IIF Authors

Status: Will be live at 10/07/2013 14:32

2013 PCG Report on Implementation of the Principles

The uneven growth trends between mature and emerging market economies in recent years and the unprecedented quantitative easing and other unconventional monetary policy (UMP) measures by major central banks have reinforced the push and pull factors that stimulated higher net private capital flows to emerging markets. However, the recent announcement of a pending tapering of the quantitative easing by the U.S. Federal Reserve, the associated heightened market volatility, and weakening growth in emerging markets have begun to reverse, in part, these push and pull influences on net private capital flows to these countries. Emerging markets currencies have been depreciating in recent months, with the reversal in portfolio equity and bond flows.

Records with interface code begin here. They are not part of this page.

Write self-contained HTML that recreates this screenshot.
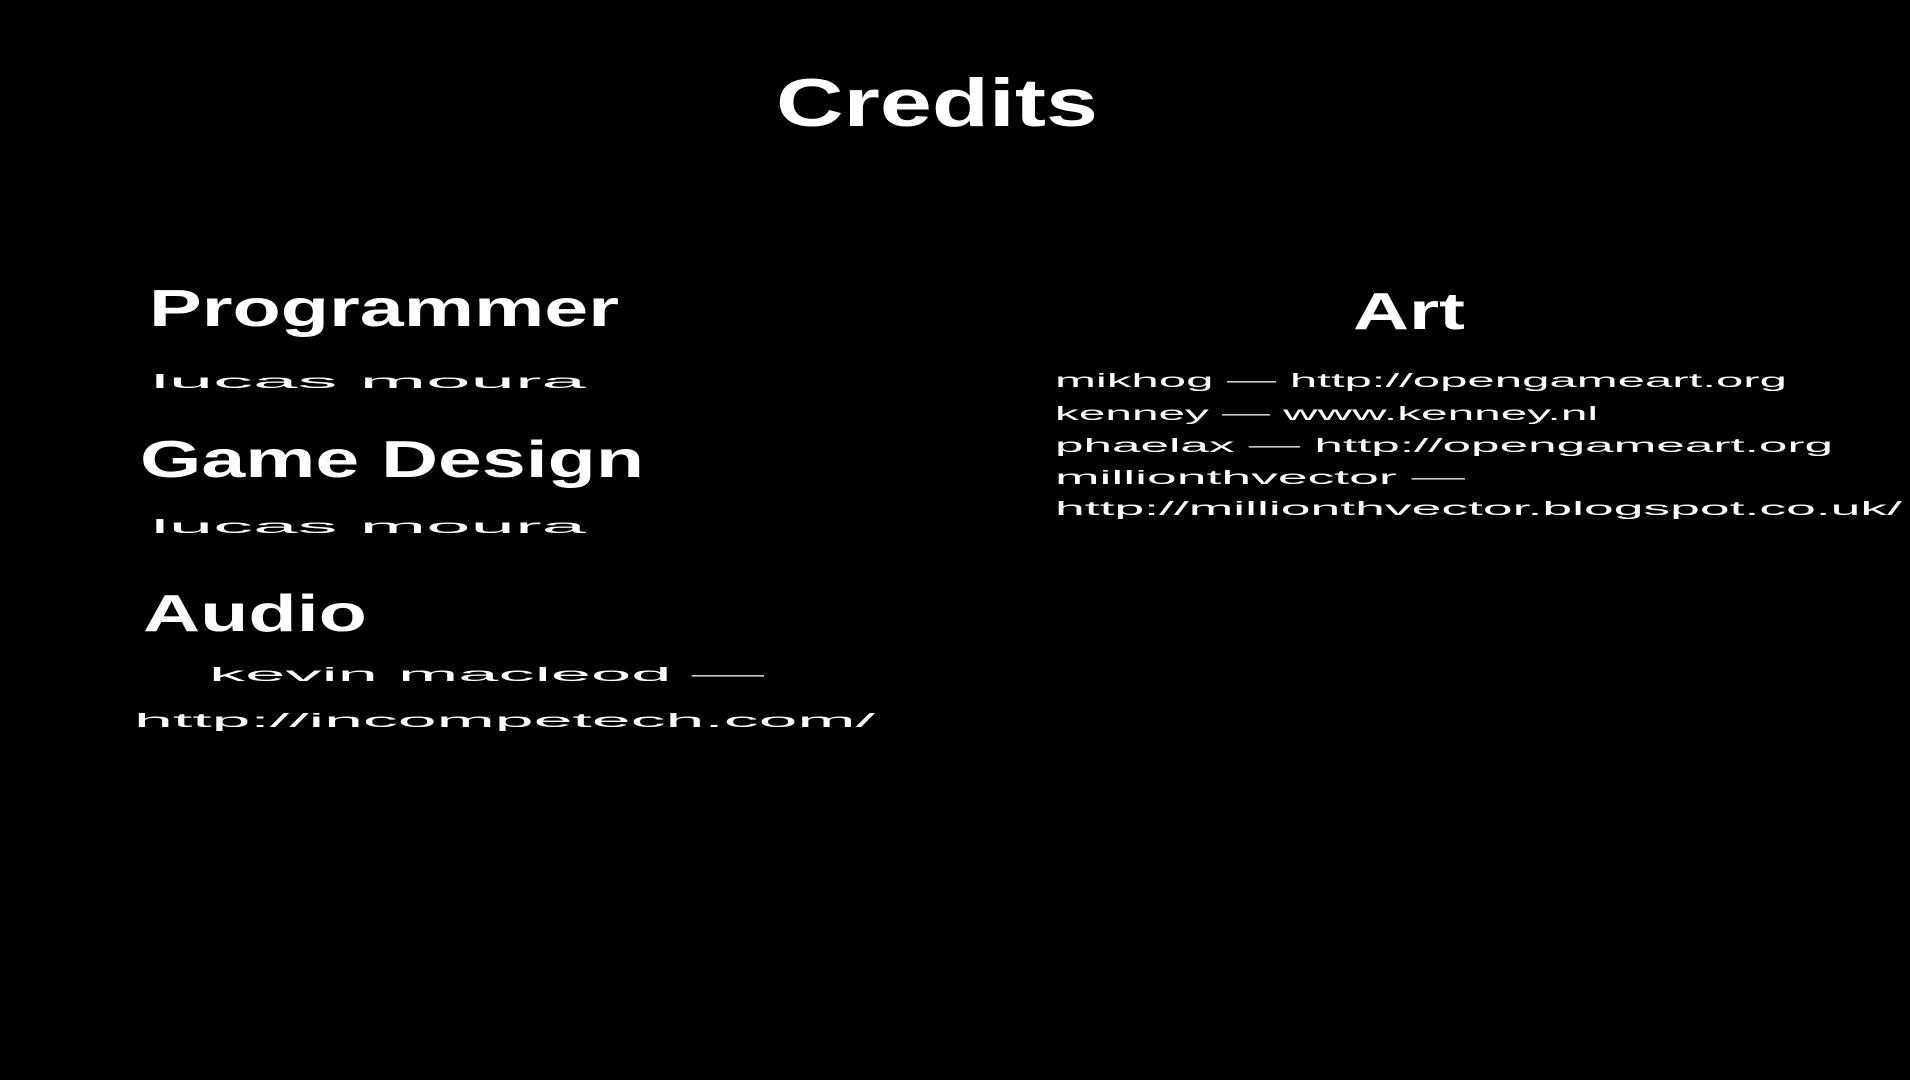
<!DOCTYPE html>
<html><head><meta charset="utf-8"><style>
html,body{margin:0;padding:0;background:#000;width:1910px;height:1080px;overflow:hidden}
svg{display:block}
.h{font-family:"Liberation Sans",sans-serif;font-weight:bold;fill:#fff}
.s{font-family:"Liberation Sans",sans-serif;fill:#fff;font-size:19px}
</style></head><body>
<svg width="1910" height="1080" viewBox="0 0 1910 1080">
<text class="h" x="776" y="126" font-size="68" textLength="322" lengthAdjust="spacingAndGlyphs">Credits</text>
<text class="h" x="149" y="326" font-size="52" textLength="470" lengthAdjust="spacingAndGlyphs">Programmer</text>
<text class="s" x="151" y="388" textLength="435" lengthAdjust="spacingAndGlyphs">lucas  moura</text>
<text class="h" x="140" y="477" font-size="52" textLength="504" lengthAdjust="spacingAndGlyphs">Game Design</text>
<text class="s" x="151" y="533" textLength="435" lengthAdjust="spacingAndGlyphs">lucas  moura</text>
<text class="h" x="143" y="631" font-size="52" textLength="224" lengthAdjust="spacingAndGlyphs">Audio</text>
<text class="s" x="209" y="681" textLength="555" lengthAdjust="spacingAndGlyphs">kevin  macleod  —</text>
<text class="s" x="134" y="727" textLength="741" lengthAdjust="spacingAndGlyphs">http://incompetech.com/</text>
<text class="h" x="1353" y="329" font-size="52" textLength="112" lengthAdjust="spacingAndGlyphs">Art</text>
<text class="s" x="1055" y="387" textLength="732" lengthAdjust="spacingAndGlyphs">mikhog  —  http://opengameart.org</text>
<text class="s" x="1055" y="420" textLength="543" lengthAdjust="spacingAndGlyphs">kenney  —  www.kenney.nl</text>
<text class="s" x="1055" y="452" textLength="778" lengthAdjust="spacingAndGlyphs">phaelax  —  http://opengameart.org</text>
<text class="s" x="1055" y="484" textLength="410" lengthAdjust="spacingAndGlyphs">millionthvector  —</text>
<text class="s" x="1055" y="515" textLength="847" lengthAdjust="spacingAndGlyphs">http://millionthvector.blogspot.co.uk/</text>
</svg>
</body></html>
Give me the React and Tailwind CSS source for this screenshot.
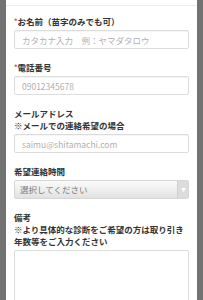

According to the latest estimates by the Institute of International Finance (IIF), the net private capital flows to 30 major emerging markets monitored by the IIF would ease from $1,181 billion in 2012 to $1,145 billion in 2013 and $1,112 billion in 2014. The volatility in financial markets, the prospective tapering and eventual exit from UMP, and the associated increase in interest rates—coupled with internal vulnerabilities and rigidities—have magnified the policy challenges faced by key emerging market economies. At the same time, however, net private capital outflows from emerging market economies, as a whole, are projected to rise further to about $1 trillion a year in 2013 and 2014, in addition to the continued build-up of official reserves of some $400 billion a year.